Thursday, August 26, 2004

Winning Your Share of Coin Flips

I read somewhere once that, in order to make it to the final table of a NLHE tournament, you usually have to win more than your share of coin flip situations. Last night at Above Malibu's weekly $10 tourney, I went 1 for 3 in coin flips and still managed to get a piece of a 4-way chop.

The first coin flip was during the middle stages of the tournament. There was a minimum raise UTG and it folded to me in LP with pocket 9s. I decided to put the UTG player to the test and pushed. I had him only slightly stacked. He called with ATs and my 9s stood up.

Later on, I found pocket 7s in LP and raised to 3xBB. The BB pushed for just slightly less than double what I had out there. I called. He had AQ and spiked his ace on the river. It didn't hurt me that badly, knocking me back down to average stack land, but I wasn't happy. That was the pot that would have carried me for the rest of the tourney if I had won the hand.

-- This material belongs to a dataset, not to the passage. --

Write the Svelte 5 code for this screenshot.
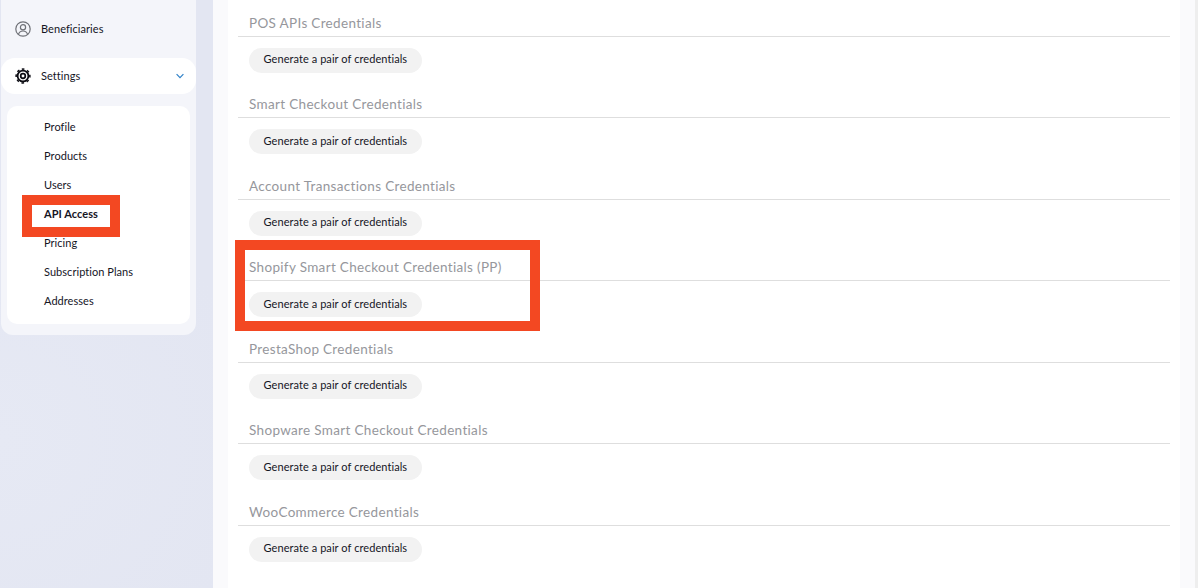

Then, just before we collapsed to the final table, I was in the BB with pocket 9s again. UTG moved all-in for about 3500. He was called by a player who will call with any face and who had only another 300 or 400 behind. I had 3500 behind my blind. Faced with the probability that I had to beat three overs and that I might already be crushed by the UTG player, I mucked my 9s face up. They opened A-Q (UTG) and K-8. The flop, of course, was 9-high. I let out a long sigh.

That was ok, though. At the final table, with a stack of about 4200, blinds 600/1200/100, I got the big stack to double me up when he min-raised UTG and I pushed A-T. He called with Q-T and my ace played. Then came the hand that very nearly pushed me over the edge.

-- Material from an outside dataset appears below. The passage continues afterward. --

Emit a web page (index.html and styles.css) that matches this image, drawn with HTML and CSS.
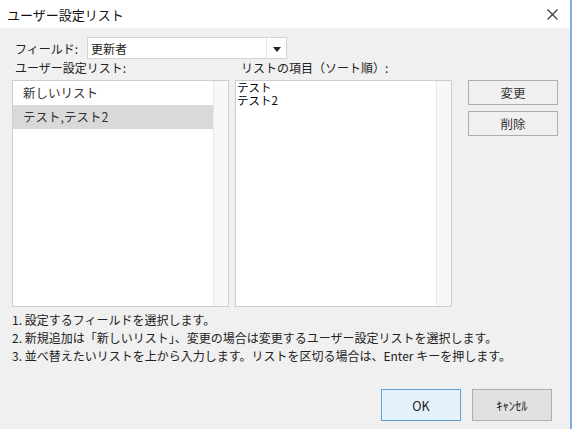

I had 10,500. At that point 8 players of the original 28 remained, with 5 getting paid. A short stack of about 2500 moved in from UTG. It folded to me in the CO, with AKs. There were three players to act behind me, one of whom -- the BB -- was a short stack himself. I pushed to isolate. The button hemed and hawed before pushing his stack of about 5800 into the pot. I didn't like that at all. The blinds got out of the way and we all opened our hands:

J8o (UTG)
AKs (me)
J-J (button)

It was a coinflip! Crap. At that stage of the tourney, I didn't want to be racing half my stack on a coinflip. I dealt out a flop of K-Q-x, making me much happier. I was looking good to knock out two players and build a big stack. The turn was an ace to give me two pair. As I burned and turned the last card, I said "no ten, no ten!" and -- of course! -- a ten came on the river. I lost BOTH pots to a five-outer on the river. Cruel, cruel fate. Rivered by a slim draw for the second time of the night.

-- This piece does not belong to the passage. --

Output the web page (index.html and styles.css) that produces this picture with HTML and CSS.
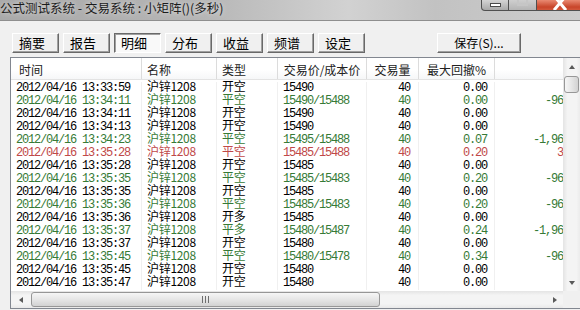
FILE: index.html
```html
<!DOCTYPE html>
<html lang="zh">
<head>
  <meta charset="UTF-8">
  <title>公式测试系统</title>
  <link rel="stylesheet" href="styles.css">
</head>
<body>
  <div class="win">
    <div class="titlebar">
      <span class="title">公式测试系统 - 交易系统 : 小矩阵()(多秒)</span>
      <div class="caption">
        <span class="cb min"><i></i></span>
        <span class="cb max"><i></i></span>
        <span class="cb close">
          <svg width="14" height="12" viewBox="0 0 14 12"><path d="M2 -3 L12 9 M12 -3 L2 9" stroke="#fff" stroke-width="3" stroke-linecap="square"/></svg>
        </span>
      </div>
    </div>

    <div class="toolbar">
      <button class="btn">摘要</button>
      <button class="btn">报告</button>
      <button class="btn active">明细</button>
      <button class="btn">分布</button>
      <button class="btn">收益</button>
      <button class="btn">频谱</button>
      <button class="btn">设定</button>
      <button class="btn save">保存(S)...</button>
    </div>

    <div class="list">
      <div class="view">
        <div class="row head">
          <span>时间</span><span>名称</span><span>类型</span><span>交易价/成本价</span><span>交易量</span><span>最大回撤%</span><span></span>
        </div>
        <div class="rows">
          <div class="row"><span>2012/04/16 13:33:59</span><span>沪锌1208</span><span>开空</span><span>15490</span><span>40</span><span>0.00</span><span></span></div>
          <div class="row g"><span>2012/04/16 13:34:11</span><span>沪锌1208</span><span>平空</span><span>15490/15488</span><span>40</span><span>0.00</span><span>-960</span></div>
          <div class="row"><span>2012/04/16 13:34:11</span><span>沪锌1208</span><span>开空</span><span>15490</span><span>40</span><span>0.00</span><span></span></div>
          <div class="row"><span>2012/04/16 13:34:13</span><span>沪锌1208</span><span>开空</span><span>15490</span><span>40</span><span>0.00</span><span></span></div>
          <div class="row g"><span>2012/04/16 13:34:23</span><span>沪锌1208</span><span>平空</span><span>15495/15488</span><span>40</span><span>0.07</span><span>-1,960</span></div>
          <div class="row r"><span>2012/04/16 13:35:28</span><span>沪锌1208</span><span>平空</span><span>15485/15488</span><span>40</span><span>0.20</span><span>30</span></div>
          <div class="row"><span>2012/04/16 13:35:28</span><span>沪锌1208</span><span>开空</span><span>15485</span><span>40</span><span>0.00</span><span></span></div>
          <div class="row g"><span>2012/04/16 13:35:35</span><span>沪锌1208</span><span>平空</span><span>15485/15483</span><span>40</span><span>0.20</span><span>-960</span></div>
          <div class="row"><span>2012/04/16 13:35:35</span><span>沪锌1208</span><span>开空</span><span>15485</span><span>40</span><span>0.00</span><span></span></div>
          <div class="row g"><span>2012/04/16 13:35:36</span><span>沪锌1208</span><span>平空</span><span>15485/15483</span><span>40</span><span>0.20</span><span>-960</span></div>
          <div class="row"><span>2012/04/16 13:35:36</span><span>沪锌1208</span><span>开多</span><span>15485</span><span>40</span><span>0.00</span><span></span></div>
          <div class="row g"><span>2012/04/16 13:35:37</span><span>沪锌1208</span><span>平多</span><span>15480/15487</span><span>40</span><span>0.24</span><span>-1,960</span></div>
          <div class="row"><span>2012/04/16 13:35:37</span><span>沪锌1208</span><span>开空</span><span>15480</span><span>40</span><span>0.00</span><span></span></div>
          <div class="row g"><span>2012/04/16 13:35:45</span><span>沪锌1208</span><span>平空</span><span>15480/15478</span><span>40</span><span>0.34</span><span>-960</span></div>
          <div class="row"><span>2012/04/16 13:35:45</span><span>沪锌1208</span><span>开空</span><span>15480</span><span>40</span><span>0.00</span><span></span></div>
          <div class="row"><span>2012/04/16 13:35:47</span><span>沪锌1208</span><span>开空</span><span>15480</span><span>40</span><span>0.00</span><span></span></div>
        </div>
      </div>
      <div class="vscroll">
        <span class="arrow up"></span>
        <span class="thumb"></span>
        <span class="track"></span>
        <span class="arrow down"></span>
      </div>
      <div class="hscroll">
        <span class="arrow left"></span>
        <span class="thumb"><i></i></span>
        <span class="track"></span>
        <span class="arrow right"></span>
      </div>
      <div class="corner"></div>
    </div>
  </div>
</body>
</html>
```

FILE: styles.css
```css
/* reset */
* {
  margin: 0;
  padding: 0;
  box-sizing: border-box;
}
body {
  background-color: #f0f0f0;
  font: 12px "Noto Sans CJK SC", "Liberation Sans", sans-serif;
  color: #000;
}
.win {
  width: 580px;
  height: 310px;
  overflow: hidden;
  background-color: #f0f0f0;
}

/* title bar */
.titlebar {
  display: flex;
  align-items: flex-start;
  height: 21px;
  background: linear-gradient(90deg, #a9a9a9 0%, #b6b6b6 35%, #d2d2d2 60%, #c2c2c2 75%, #cdcdcd 100%);
  border-bottom: 1px solid #8e8e8e;
}
.titlebar .title {
  line-height: 15px;
  font-size: 12.5px;
  color: #1c1c1c;
  text-shadow: 0 0 5px rgba(255, 255, 255, .7);
  white-space: nowrap;
}
.caption {
  display: flex;
  margin-left: auto;
  margin-right: -3px;
}
.cb {
  display: flex;
  justify-content: center;
  align-items: flex-start;
  height: 11px;
  border: 1px solid #505050;
  border-top: 0;
  overflow: hidden;
}
.cb.min {
  width: 28px;
  margin-left: -1px;
  border-radius: 0 0 0 4px;
  background: linear-gradient(#d4d4d4, #a9a9a9);
}
.cb.min i {
  width: 11px;
  height: 4px;
  margin-top: 3px;
  background-color: #fff;
  border: 1px solid #4a4a4a;
}
.cb.max {
  width: 28px;
  border-left: 0;
  background: linear-gradient(#cfcfcf, #b4b4b4);
}
.cb.max i {
  width: 11px;
  height: 9px;
  margin-top: -3px;
  border: 2px solid #c6c6c6;
}
.cb.close {
  width: 46px;
  border-left: 0;
  background: linear-gradient(#e98a72, #c8452a 70%, #d2583c);
}
.cb.close svg {
  display: block;
}

/* toolbar */
.toolbar {
  display: flex;
  gap: 4px;
  padding: 12px 59px 0 12px;
}
.btn {
  width: 47px;
  height: 20px;
  padding-left: 6px;
  text-align: left;
  font: 13px/18px "Noto Sans CJK SC", sans-serif;
  color: #000;
  background-color: #f0f0f0;
  border: 1px solid;
  border-color: #fff #696969 #696969 #fff;
  box-shadow: inset -1px -1px #a0a0a0;
}
.btn.active {
  background-color: #f9f9f9;
  border-color: #696969 #fff #fff #696969;
  box-shadow: inset 1px 1px #a0a0a0;
}
.btn.save {
  width: 84px;
  margin-left: auto;
  padding-left: 0;
  text-align: center;
  font-size: 12px;
}

/* list */
.list {
  display: grid;
  grid-template-columns: 552px 18px;
  grid-template-rows: 233px 17px;
  margin: 4px -2px 0 10px;
  border: 1px solid #828790;
  background-color: #fff;
}
.view {
  overflow: hidden;
  background-color: #fff;
}
.row {
  display: grid;
  grid-template-columns: 131px 75px 61px 89px 52px 76px 93px;
  height: 13px;
  white-space: nowrap;
}
.row span {
  padding-left: 5px;
  border-right: 1px solid #f0f0f0;
  font: 12px/13px "Liberation Mono", monospace;
  letter-spacing: -1.2px;
}
.row span:nth-child(2),
.row span:nth-child(3) {
  font-family: "Noto Sans CJK SC", sans-serif;
  line-height: 7px;
  letter-spacing: -0.3px;
}
.row span:nth-child(5) {
  text-align: right;
  padding: 0 8px 0 0;
}
.row span:nth-child(6) {
  text-align: right;
  padding: 0 7px 0 0;
}
.row span:nth-child(7) {
  text-align: right;
  padding: 0 18px 0 0;
}
.row.g {
  color: #367a36;
}
.row.r {
  color: #c04848;
}
.rows {
  padding-top: 2px;
}

.row.head {
  height: 22px;
  border-bottom: 1px solid #e3e3e3;
  background: linear-gradient(#fff 55%, #f6f7f8);
}
.row.head span {
  padding: 2px 0 0 5px;
  border-right-color: #dcdcdc;
  font: 12px/19px "Noto Sans CJK SC", sans-serif;
  letter-spacing: 0;
  color: #222;
}
.row.head span:nth-child(1) {
  padding-left: 8px;
}
.row.head span:nth-child(n+4) {
  text-align: center;
  padding-left: 0;
  padding-right: 0;
}

/* scrollbars */
.vscroll,
.hscroll {
  display: flex;
}
.vscroll {
  flex-direction: column;
  background: linear-gradient(90deg, #e4e4e4, #f4f4f4 25%, #f4f4f4 75%, #e9e9e9);
}
.hscroll {
  background: linear-gradient(#e4e4e4, #f4f4f4 25%, #f4f4f4 75%, #e9e9e9);
}
.track {
  flex: 1;
}
.arrow {
  display: flex;
  justify-content: center;
  align-items: center;
  flex: none;
}
.arrow::before {
  content: "";
  width: 0;
  height: 0;
  border: 4px solid transparent;
}
.vscroll .arrow {
  height: 17px;
}
.hscroll .arrow {
  width: 19px;
}
.hscroll .arrow.right {
  width: 17px;
}
.arrow.up::before {
  border-top: 0;
  border-bottom-color: #5a5a5a;
  border-left-width: 3.5px;
  border-right-width: 3.5px;
}
.arrow.down::before {
  border-bottom: 0;
  border-top-color: #5a5a5a;
  border-left-width: 3.5px;
  border-right-width: 3.5px;
}
.arrow.left::before {
  border-left: 0;
  border-right-color: #5a5a5a;
  border-top-width: 3.5px;
  border-bottom-width: 3.5px;
}
.arrow.right::before {
  border-right: 0;
  border-left-color: #5a5a5a;
  border-top-width: 3.5px;
  border-bottom-width: 3.5px;
}
.thumb {
  flex: none;
  border: 1px solid #979797;
  border-radius: 3px;
}
.vscroll .thumb {
  height: 17px;
  margin: 1px 2px 0 1px;
  background: linear-gradient(90deg, #f6f6f6, #e6e6e6 50%, #d2d2d2);
}
.hscroll .thumb {
  display: flex;
  justify-content: center;
  align-items: center;
  width: 349px;
  margin: 1px 0 1px 1px;
  background: linear-gradient(#f6f6f6, #e6e6e6 50%, #d2d2d2);
}
.hscroll .thumb i {
  width: 7px;
  height: 7px;
  background: linear-gradient(90deg, #6e6e6e 1px, transparent 1px) 0 0 / 3px 7px repeat-x;
}
.corner {
  background-color: #f0f0f0;
}
```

That second loss hurt worse, especially since the blinds subsequently went up to 1000/2000/200. With 4900 left in my stack, UTG raised to 6000. This was the guy that I beat with AT v. QT. I saw KK and pushed. Everyone folded, and he opened QQ. My cowboys held up.

We were down to four players by the time the blinds went up again, to 1500/3000/300. Amazingly, nobody busted during that entire level. At the end of the level, I asked for a chip count. The counts were: 11,600 (me), 12,400, 15,600 and 16,400. The next blind level was 2500/5000/500. That meant, essentially, that two of us had 2.5 BBs, one had 3 BBs and one had 3.5 BBs, and that the difference between the chip leader and fourth place was a mere 1 BB. I proposed that we find some way to do a 4-way chop. One player, who had just lost a small chunk of his stack on the previous hand, resisted at first, but quickly saw the logic of what I was proposing. With everybody having 3 BBs or less, the tournament was a total crapshoot at that point. We finally settled on a 70/70/60/60 chop of the $260 prize money (5th place got $20).

The chop was an anti-climactic way to end a tourney that had raged on for 3.5 hours, but given that I only won 1 out of 3 coin flips, I was happy with my $60.